Nos primeiros minutos do filme, temos violência doméstica, drogas, um protagonista execrável pela aparência e pelas atitudes,  muita droga, conversas fiadas estilo Tarantino, trucagens e imagem desfocada em cenas de viagens alucinógenas. O protagonista Barry lembra o ator Denis Lavant  de Holy Motors (Leos Carax, 2012)  na expressividade e porque, afinal, estamos diante de alguém de outro mundo. Barry  é abduzido por alienígenas e volta à terra com seu corpo, mas com a mente de um extraterrestre.

O que era o repugnante pai de família, vira alguém sensível. Ele volta para o mesmo submundo de onde saiu, repleto de drogados, e cai numa espiral de sexo e bizarrices inspiradas. A heroína (a da papoula, não a humana) sendo o salvo-conduto para muitas delas. Aqui, mais uma oportunidade para reforçarmos a primazia de um filme de gênero que tudo pode, cuja liberdade não precisa dar satisfações a qualquer verossimilhança, qualquer lógica. Com seu esperma preto como óleo vencido, Barry engravida uma prostituta  e ela  dá a luz, sem que tenha se passado um minuto inteiro do orgasmo  ao parto.

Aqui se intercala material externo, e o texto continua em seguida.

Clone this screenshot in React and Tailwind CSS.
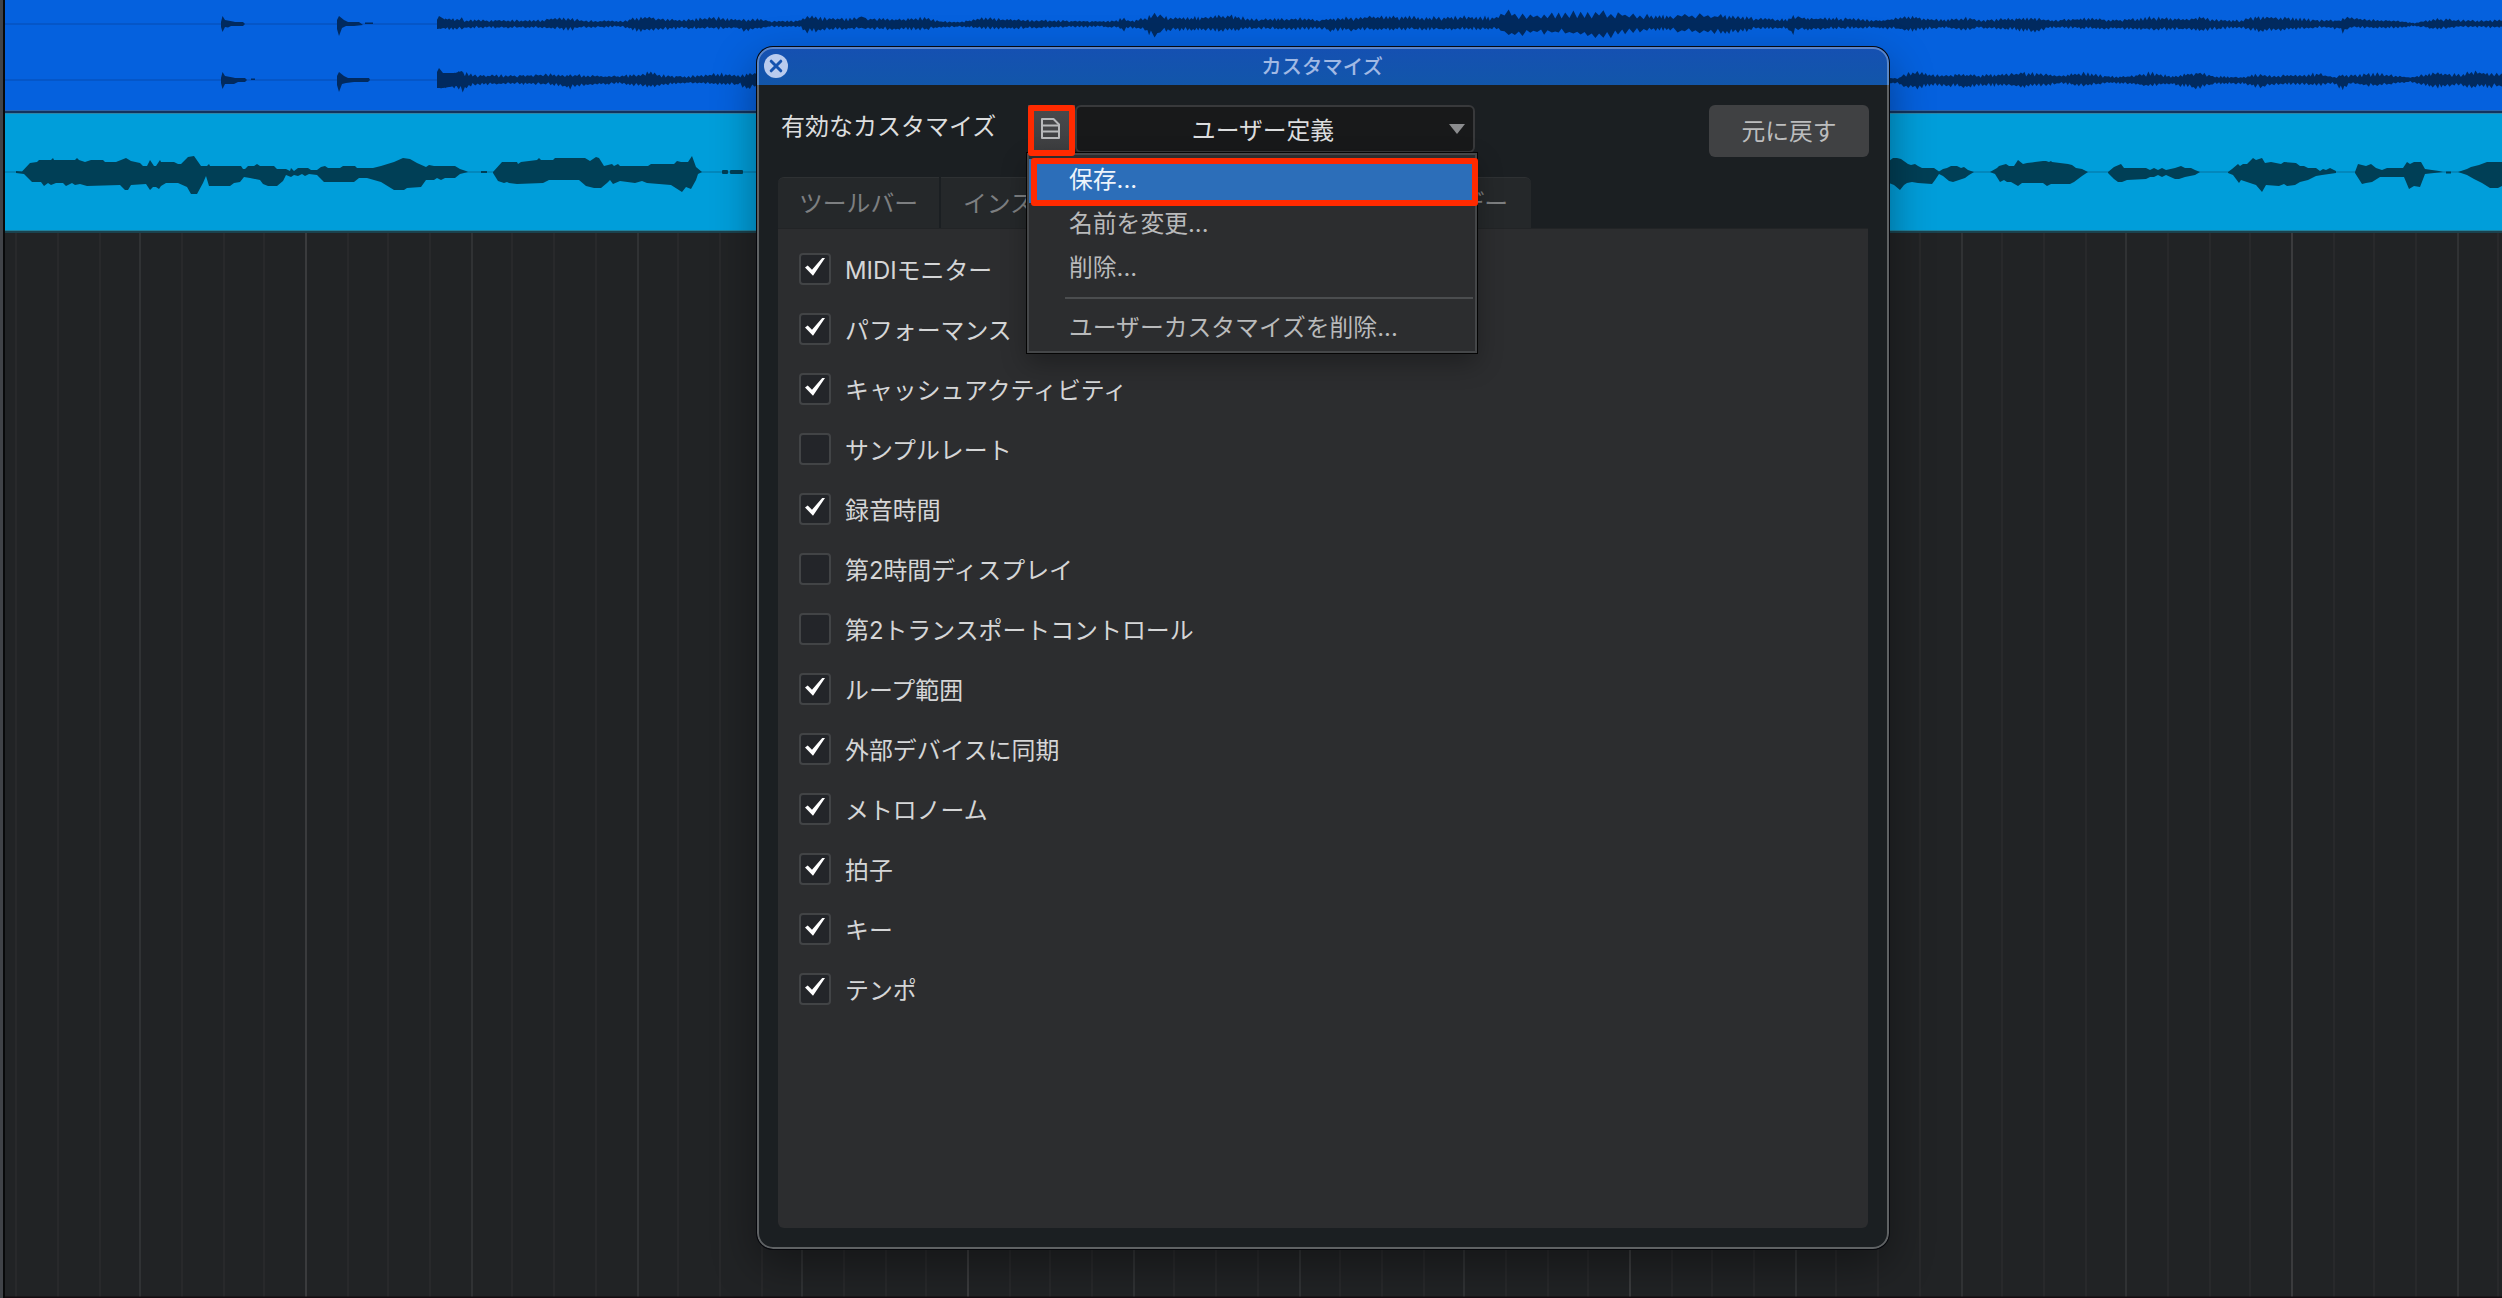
import { useState } from "react";
import clsx from "clsx";

const FONT = "font-['Inter','Noto_Sans_CJK_JP',sans-serif]";

const OPTIONS = [
  { label: "MIDIモニター", checked: true },
  { label: "パフォーマンス", checked: true },
  { label: "キャッシュアクティビティ", checked: true },
  { label: "サンプルレート", checked: false },
  { label: "録音時間", checked: true },
  { label: "第2時間ディスプレイ", checked: false },
  { label: "第2トランスポートコントロール", checked: false },
  { label: "ループ範囲", checked: true },
  { label: "外部デバイスに同期", checked: true },
  { label: "メトロノーム", checked: true },
  { label: "拍子", checked: true },
  { label: "キー", checked: true },
  { label: "テンポ", checked: true },
];

// envelope points: x, height above the centre line, depth below it
const STEREO_TOP = [
  [437, 6, 5], [463, 6, 6], [466, 3, 4], [470, 4, 4], [540, 4, 4], [550, 6, 5], [572, 6, 6], [580, 4, 4],
  [615, 3, 3], [628, 4, 4], [634, 7, 7], [650, 7, 7], [660, 6, 6], [680, 4, 5], [718, 7, 5], [735, 5, 4],
  [747, 5, 8], [755, 6, 5], [770, 3, 3], [800, 4, 3], [807, 8, 9], [830, 6, 6], [858, 6, 5], [861, 12, 5],
  [864, 6, 5], [900, 5, 6], [925, 7, 6], [940, 3, 4], [960, 2, 3], [985, 7, 5], [1000, 5, 5], [1040, 4, 4],
  [1100, 3, 3], [1118, 4, 4], [1123, 8, 7], [1130, 3, 4], [1145, 6, 6], [1154, 12, 15], [1160, 10, 9],
  [1172, 7, 6], [1200, 7, 7], [1230, 9, 7], [1255, 5, 5], [1300, 6, 6], [1320, 4, 5], [1330, 6, 7],
  [1380, 8, 6], [1440, 7, 6], [1470, 8, 6], [1498, 7, 5], [1503, 15, 10], [1515, 10, 13], [1530, 9, 9],
  [1560, 11, 10], [1580, 12, 11], [1606, 12, 14], [1630, 10, 8], [1660, 8, 6], [1680, 10, 8], [1720, 9, 9],
  [1740, 8, 9], [1755, 6, 5], [1788, 5, 5], [1791, 7, 14], [1795, 10, 7], [1808, 6, 6], [1840, 6, 5],
  [1880, 4, 4], [1910, 8, 7], [1925, 6, 6], [1945, 4, 4], [1968, 7, 7], [1980, 4, 4], [2025, 7, 7],
  [2038, 6, 8], [2050, 4, 4], [2090, 6, 5], [2120, 4, 5], [2150, 7, 6], [2190, 5, 6], [2200, 8, 8],
  [2210, 5, 6], [2240, 4, 4], [2260, 8, 8], [2300, 6, 5], [2320, 4, 4], [2340, 4, 5], [2343, 6, 11],
  [2348, 7, 4], [2370, 5, 4], [2400, 3, 4], [2415, 1, 2], [2435, 6, 6], [2460, 4, 3], [2502, 4, 4],
];
const STEREO_BOTTOM = [
  [437, 7, 8], [455, 7, 8], [461, 9, 9], [463, 8, 13], [467, 7, 8], [475, 5, 5], [510, 5, 4], [550, 6, 5],
  [571, 5, 9], [578, 6, 6], [600, 4, 5], [620, 4, 4], [645, 7, 7], [650, 8, 7], [665, 5, 5], [690, 4, 3],
  [718, 7, 5], [740, 5, 5], [745, 6, 11], [754, 7, 6], [780, 4, 4], [1886, 2, 3], [1898, 2, 3], [1906, 7, 8],
  [1920, 8, 9], [1932, 5, 5], [1965, 6, 8], [1980, 5, 6], [2025, 8, 7], [2042, 6, 7], [2060, 5, 4],
  [2082, 8, 6], [2110, 4, 3], [2130, 4, 4], [2150, 8, 7], [2170, 4, 4], [2198, 8, 10], [2215, 4, 4],
  [2243, 3, 4], [2258, 6, 8], [2275, 5, 5], [2300, 5, 5], [2318, 7, 6], [2335, 3, 4], [2343, 6, 11],
  [2350, 5, 4], [2375, 7, 7], [2410, 3, 2], [2434, 8, 8], [2460, 6, 5], [2470, 9, 8], [2502, 6, 7],
];
const VOCAL_UP = [
  "16,1 22,.5 30,9 37,10 39,12 51,12 53,14 54,12 75,12 77,14 79,12 85,10 91,12 103,12 105,10 116,10 126,14 131,11 140,9 143,6 147,6 150,12 154,6 156,6 160,12 161,10 174,10 178,8 181,8 188,15 194,16 201,6 207,6 209,8 210,6 241,6 243,3 245,3 248,6 254,6 257,8 260,6 274,6 277,3 286,3 290,1 291,4 294,1 298,4 308,4 311,2 317,2 321,5 325,6 328,4 340,4 343,6 355,6 357,4 373,4 381,6 394,10 403,14 410,13 417,9 426,5 429,7 434,6 455,6 460,3 466,1 468,0",
  "493,0 502,10 517,10 518,8 521,10 537,12 539,14 541,12 553,12 555,14 585,14 590,11 596,15 599,14 604,6 612,8 614,6 618,8 620,6 648,6 651,8 674,8 677,11 681,10 688,10 692,16 696,5 702,0",
  "1860,10 1880,9 1889,11 1893,14 1897,14 1901,13 1908,8 1911,7 1915,8 1918,6 1922,4 1934,4 1939,.5 1943,3 1947,4 1951,6 1957,6 1961,4 1964,5 1968,2 1974,0",
  "1990,0 1997,4 1999,6 2006,8 2009,6 2014,6 2018,12 2023,8 2027,9 2035,10 2043,11 2046,11 2049,10 2051,11 2052,10 2068,8 2072,7 2076,4 2082,3 2088,0",
  "2108,0 2114,5 2121,8 2124,4 2146,4 2150,2 2154,4 2158,2 2162,4 2166,2 2175,4 2181,6 2185,4 2191,4 2195,2 2200,0",
  "2228,0 2232,3 2238,8 2240,6 2243,8 2247,8 2253,14 2256,12 2262,14 2265,9 2271,10 2281,8 2284,10 2296,9 2300,6 2304,6 2308,4 2316,4 2320,1 2323,3 2326,2 2330,4 2336,1",
  "2355,0 2358,8 2366,6 2371,8 2376,4 2382,2 2387,4 2403,4 2407,10 2410,8 2414,10 2421,10 2425,3 2439,1 2443,0",
  "2458,0 2467,3 2471,5 2479,7 2487,10 2502,10",
];
const VOCAL_DOWN = [
  "16,1 24,2 32,10 41,10 44,14 48,11 51,13 56,11 63,11 66,14 72,11 75,13 80,12 87,14 120,13 125,18 128,18 131,13 146,12 150,18 153,15 156,15 159,17 161,14 166,11 178,11 187,15 191,22 197,22 203,11 206,4 209,14 230,14 234,11 240,10 244,5 250,6 260,8 263,12 268,14 277,14 283,9 286,3 291,5 294,3 298,4 302,2 305,4 309,2 317,3 324,10 354,10 359,6 367,6 381,10 394,18 404,18 407,16 421,15 426,8 434,8 437,6 441,8 445,6 455,6 460,2 468,0",
  "493,1 498,9 504,11 507,10 509,11 517,12 543,11 549,8 579,8 586,14 594,16 601,16 607,11 610,8 613,12 620,9 635,11 642,9 647,11 671,13 682,20 686,15 691,17 696,8 698,2 702,0",
  "1860,9 1889,11 1894,13 1900,18 1904,13 1907,11 1912,10 1918,11 1932,12 1935,8 1939,2 1943,4 1949,9 1953,10 1959,8 1965,6 1969,3 1974,0",
  "1990,0 1995,2 2000,10 2004,8 2007,10 2011,10 2018,14 2022,11 2043,11 2047,14 2051,12 2070,12 2074,10 2078,7 2082,4 2088,0",
  "2108,1 2114,7 2118,10 2122,10 2127,8 2146,7 2150,5 2154,5 2158,3 2162,5 2166,3 2175,7 2179,7 2185,5 2195,3 2200,0",
  "2228,1 2233,3 2239,11 2241,8 2247,10 2256,13 2262,20 2266,13 2279,14 2284,12 2287,14 2295,13 2300,10 2308,8 2316,4 2322,3 2336,1",
  "2355,1 2362,12 2366,11 2372,10 2380,5 2404,5 2409,17 2414,14 2420,15 2425,2 2443,0",
  "2458,0 2467,3 2474,7 2482,11 2490,16 2498,16 2502,14",
];

const parse = (s) => s.split(" ").map((p) => p.split(",").map(Number));

const blobPoints = (up, down, cy) =>
  [
    ...parse(up).map(([x, h]) => `${x},${cy - h}`),
    ...parse(down).reverse().map(([x, h]) => `${x},${cy + h}`),
  ].join(" ");

// dense band that follows an envelope, with a fixed-seed ripple on both edges
function bandPoints(env, cy, seed) {
  let s = seed;
  const rand = () => {
    s = (s * 16807) % 2147483647;
    return s / 2147483647;
  };
  const top = [];
  const bottom = [];
  let i = 0;
  let flip = 0;
  let x = env[0][0];
  while (x <= 2504) {
    while (i < env.length - 2 && env[i + 1][0] < x) i++;
    const [x0, u0, d0] = env[i];
    const [x1, u1, d1] = env[i + 1];
    const t = (x - x0) / (x1 - x0);
    const u = u0 + (u1 - u0) * t;
    const d = d0 + (d1 - d0) * t;
    flip = 1 - flip;
    const k = flip ? 0.85 + rand() * 0.3 : 0.45 + rand() * 0.35;
    const m = flip ? 0.85 + rand() * 0.3 : 0.45 + rand() * 0.35;
    top.push(`${x.toFixed(1)},${(cy - u * k).toFixed(1)}`);
    bottom.push(`${x.toFixed(1)},${(cy + d * m).toFixed(1)}`);
    // loud passages swing more slowly
    x += u > 9 ? 2.8 + rand() * 1.6 : 1.5 + rand() * 1.2;
  }
  return [...top, ...bottom.reverse()].join(" ");
}

function StereoTrack() {
  return (
    <div className="h-[113px] bg-[#0561de] border-b-2 border-[#12345f]">
      <svg width="2502" height="111" className="block">
        <g fill="#0556c8">
          <rect x="5" y="23" width="432" height="2" />
          <rect x="5" y="79" width="432" height="2" />
        </g>
        <g fill="#012a5f">
          <polygon points="221,22 222.5,16 225,20 233,21.5 235,22 243,22 245,24 243,26 231,26 228,27.5 225,27 222.5,32 221,27" />
          <polygon points="221,78 222.5,72 225,76 233,77.5 235,78 245,78 247,80 245,82 238,82 234,84 225,84 222.5,89 221,83" />
          <polygon points="337,20 339,16 344,20 348,22 359,22 363,25 354,26 346,26 342,28 339,36 337,29" />
          <polygon points="337,76 339,72 344,76 348,78 369,78 370,80 368,82 354,82 346,83 342,84 339,92 337,85" />
          <rect x="365" y="22.5" width="8" height="1.5" />
          <rect x="251" y="78.5" width="4" height="1.5" />
          <polygon points={bandPoints(STEREO_TOP, 24, 11)} />
          <polygon points={bandPoints(STEREO_BOTTOM, 80, 47)} />
          <polygon points="437,20 439,16 444,19 444,28 437,29" />
          <polygon points="437,72 439,68 443,73 455,73 462,71 462,86 455,86 443,88 437,88" />
        </g>
        <rect y="110" width="2502" height="1" fill="#2d63a8" />
      </svg>
    </div>
  );
}

function VocalTrack() {
  return (
    <div className="h-[120px] bg-[#009eda] border-t border-b-2 border-t-[#3087a6] border-b-[#1b424e]">
      <svg width="2502" height="117" viewBox="0 114 2502 117" className="block">
        <rect x="5" y="171" width="2497" height="2" fill="#0288bd" />
        <g fill="#003f56">
          {VOCAL_UP.map((up, i) => (
            <polygon key={i} points={blobPoints(up, VOCAL_DOWN[i], 172)} />
          ))}
          <rect x="481" y="171" width="6" height="2" />
          <rect x="722" y="170" width="6" height="4" rx="1" />
          <rect x="730" y="170" width="13" height="4" rx="1" />
          <rect x="2446" y="171.5" width="5" height="2" />
        </g>
        <rect y="230" width="2502" height="1" fill="#22809b" />
      </svg>
    </div>
  );
}

function Grid() {
  const lines = [];
  for (let k = -8; k < 54; k++) {
    const x = 305 + 2 * Math.round((k * 41.375) / 2);
    const color = k % 16 === 0 ? "#3a3b3d" : k % 4 === 0 ? "#303234" : "#28292b";
    if (x > 5) lines.push(<rect key={k} x={x} y="0" width="2" height="1065" fill={color} />);
  }
  return (
    <svg width="2502" height="1065" className="block bg-[#212325]">
      {lines}
      <rect y="1063.5" width="2502" height="1.5" fill="#140d11" />
    </svg>
  );
}

function Checkbox({ label, checked, onChange }) {
  return (
    <button type="button" onClick={onChange} className="flex h-[60px] items-center gap-3.5 text-left">
      <span className="flex size-8 items-center justify-center rounded-[4px] border-2 border-[#424446] bg-[#232529]">
        {checked && (
          <svg width="20" height="18" viewBox="0 0 20 18" className="-mt-1">
            <path d="M0 9.5L2.7 7.6L7 11.8L17.2 0H20L8 17.8Z" fill="#fff" />
          </svg>
        )}
      </span>
      <span className="pt-[3px] text-[23.9px] leading-none text-[#d5d6d7]">{label}</span>
    </button>
  );
}

function PresetMenu() {
  return (
    <div className="absolute left-[1027px] top-[153px] h-[200px] w-[450px] border-2 border-[#454749] bg-[#2c2d2f] text-[23.8px] leading-none text-[#b9babb] shadow-[0_0_0_1px_#050505,0_10px_24px_rgba(0,0,0,0.3)]">
      <div className="mt-1 flex h-[44px] items-center bg-[#2c6eb9] pl-[40px] pb-[3px] text-[#eef4fb]">保存...</div>
      <div className="flex h-[44px] items-center pl-[40px] pb-[3px]">名前を変更...</div>
      <div className="flex h-[44px] items-center pl-[40px] pb-[3px]">削除...</div>
      <div className="ml-[36px] mr-0.5 mt-1.5 h-0.5 bg-[#4b4d4f]" />
      <div className="flex h-[56px] items-center pl-[40px] pt-px">ユーザーカスタマイズを削除...</div>
    </div>
  );
}

export default function App() {
  const [options, setOptions] = useState(OPTIONS);

  const toggle = (index) =>
    setOptions(options.map((o, i) => (i === index ? { ...o, checked: !o.checked } : o)));

  return (
    <div className={clsx("relative h-[1298px] w-[2502px] overflow-hidden bg-[#212325]", FONT)}>
      <StereoTrack />
      <VocalTrack />
      <Grid />
      <div className="absolute left-0 top-0 h-full w-[5px] border-l-[3px] border-[#404348] bg-[#08090a]" />

      <div className="absolute left-[757px] top-[47px] flex h-[1202px] w-[1132px] flex-col overflow-hidden rounded-[16px] bg-[#1b1f22] shadow-[0_0_0_1px_#06070c,0_16px_44px_rgba(0,0,0,0.38)]">
        <div className="flex h-[38px] shrink-0 items-center bg-linear-to-b from-[#1550b2] to-[#1256aa] pl-[7px] pr-[33px]">
          <svg width="24" height="24" viewBox="0 0 24 24">
            <circle cx="12" cy="12" r="12" fill="#b9cbee" />
            <path d="M7.2 7.2L16.8 16.8M16.8 7.2L7.2 16.8" stroke="#1552ae" strokeWidth="3" strokeLinecap="round" />
          </svg>
          <div className="flex-1 pt-[3px] text-center text-[20.4px] font-medium leading-none text-[#a1b9e4]">カスタマイズ</div>
        </div>

        <div className="flex h-[72px] shrink-0 pl-6 pr-5 pt-5">
          <div className="w-[247px] pt-[10px] text-2xl leading-none text-[#dcddde]">有効なカスタマイズ</div>
          <button type="button" className="flex h-[50px] w-[47px] items-center bg-linear-to-b from-[#4a4b4e] to-[#3b3c3e] pl-[13px]">
            <svg width="19" height="21" viewBox="0 0 19 21" fill="none" stroke="#b8b9bb" strokeWidth="2" className="-mt-[3px]">
              <path d="M1 1H12.5L18 6.5V20H1Z" strokeLinejoin="round" />
              <path d="M1 7.5H18M1 13.5H18" />
            </svg>
          </button>
          <button type="button" className="flex h-[48px] w-[400px] items-center rounded-[6px] border-2 border-[#38393b] bg-[#18191a] pr-2 text-[23.8px] leading-none text-[#dcddde]">
            <span className="flex-1 pt-[3px] text-center">ユーザー定義</span>
            <svg width="16" height="10" viewBox="0 0 16 10">
              <path d="M0 0H16L8 10Z" fill="#8b8c8e" />
            </svg>
          </button>
          <button type="button" className="ml-auto h-[52px] w-[160px] rounded-[6px] bg-[#404143] pt-0.5 text-[23.8px] leading-none text-[#bcbdbe]">
            元に戻す
          </button>
        </div>

        <div className="ml-[21px] mt-5 flex h-[51px] w-[753px] shrink-0 gap-0.5 text-[23.8px] leading-none text-[#7d7f81]">
          <div className="flex w-[161px] items-center justify-center rounded-tl-[6px] border-t border-[#2e3133] bg-[#25282a] pt-0.5">ツールバー</div>
          <div className="flex flex-1 items-center justify-between rounded-tr-[6px] border-t border-[#2e3133] bg-[#25282a] pl-[22px] pr-[23px] pt-0.5">
            <span>インス</span>
            <span>デー</span>
          </div>
        </div>

        <div className="mx-[21px] mb-[21px] flex-1 rounded-b-[6px] border-t border-[#222426] bg-[#2c2d2f] pl-[21px] pt-[10px]">
          {options.map((option, i) => (
            <div key={option.label} className="flex">
              <Checkbox label={option.label} checked={option.checked} onChange={() => toggle(i)} />
            </div>
          ))}
        </div>

        <div className="pointer-events-none absolute inset-0 rounded-[16px] border-2 border-white/30" />
      </div>

      <PresetMenu />

      {/* callouts */}
      <div className="absolute left-[1028px] top-[105px] h-[51px] w-[47px] rounded-[3px] border-6 border-[#ff2a00]" />
      <div className="absolute left-[1031px] top-[158px] h-[48px] w-[447px] rounded-[3px] border-6 border-[#ff2a00]" />
    </div>
  );
}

Loucuras psicodélicas, humor, violência, não eliminam a percepção de um filme problemático em seus propósitos morais, que condena os males que as drogas fazem à sociedade, ao mesmo tempo em que pinta a representação deste mal com grafismos sedutores.

Na mesma linha, porém sobre outro aspecto do filme, podemos torcer o nariz para um enredo careta que valorizava a família. Barry maltratava a esposa, ignorava o filho, mas volta da abdução renovado e sensível para o seio do lar. Pelo menos, ao final (quase spolier aqui) temos um triângulo amoroso que desconstrói a “mensagem família” e o filme torna a crescer no seu potencial de criatividade graças ao gênero que pressupõe iconoclastia. Para o prazer cinefílico, há citações evidentes, como o Tarantino de Cães de Aluguel e  quando Barry é internado em um sanatório. Lá, há uma revolta dos loucos que remete de imediato ao Um Estranho no Ninho, de Milos Forman (1976). Nas sequências do hospício à moda antiga, há solidariedade entre os doentes.

Ao fim e ao cabo, seria heresia colocar  Barry Fritado (o título em português em nada ajuda) ao lado de clássicos como o de Forman. Seu humor capenga e sua falta de domínio para construir um personagem mais denso, fazem dele um filme apenas ok. Então, que fique claro que não está “ao lado” de. A lembrança serve apenas para elevar o status do filme sul-africano, no  esforço de encontrar razões para vê-lo pois, afinal, passou em Cannes e foi selecionado para o Fantaspoa. A verdade é que se tivesse ficado como curta, o cinema não perderia nada especial.

E se pensarmos nos discursos que o filme faz sobre a mulher, não sobra muito o que defender. A esposa de Barry é maltratada,  reclama, mas antes mesmo dele virar bonzinho em seu coté  alienígena, ela já estava disposta a perdoá-lo como uma dama do século XVIII que dependia do marido para respirar. A prostituta cai de amores porque ele a engravidou (??). A tese é simples: homens são nojentos e mulheres são lesadas.  De que modo defender as personagens femininas do filme? Elas seriam seres superiores (por que são mães?), capazes de se apaixonar por alguém como Barry. Já ele, para ficar barato, diríamos que é um escroto até o último fio dos cabelos oleosos, e só ganha alguma redenção quando incorpora um extraterreste. Mas chega de adjetivos para ilustrar a figura. Poderíamos gastar o dicionário inteiro que faltariam palavras para descrever aquele ser. Ele encontra a redenção ─ ou regeneração ─ ao virar alienígena, e nesta mudança poderíamos enxergar um Raskolnikóv no final de “Crime de Castigo”.  Mas só na chave irônica, pois não se trata de um humano. A visão de mundo de Ryan Kruger, nesta comédia de horror, ou horror cômico, não nos deixa muito orgulhosos da raça humana. E quem disse que precisamos ser?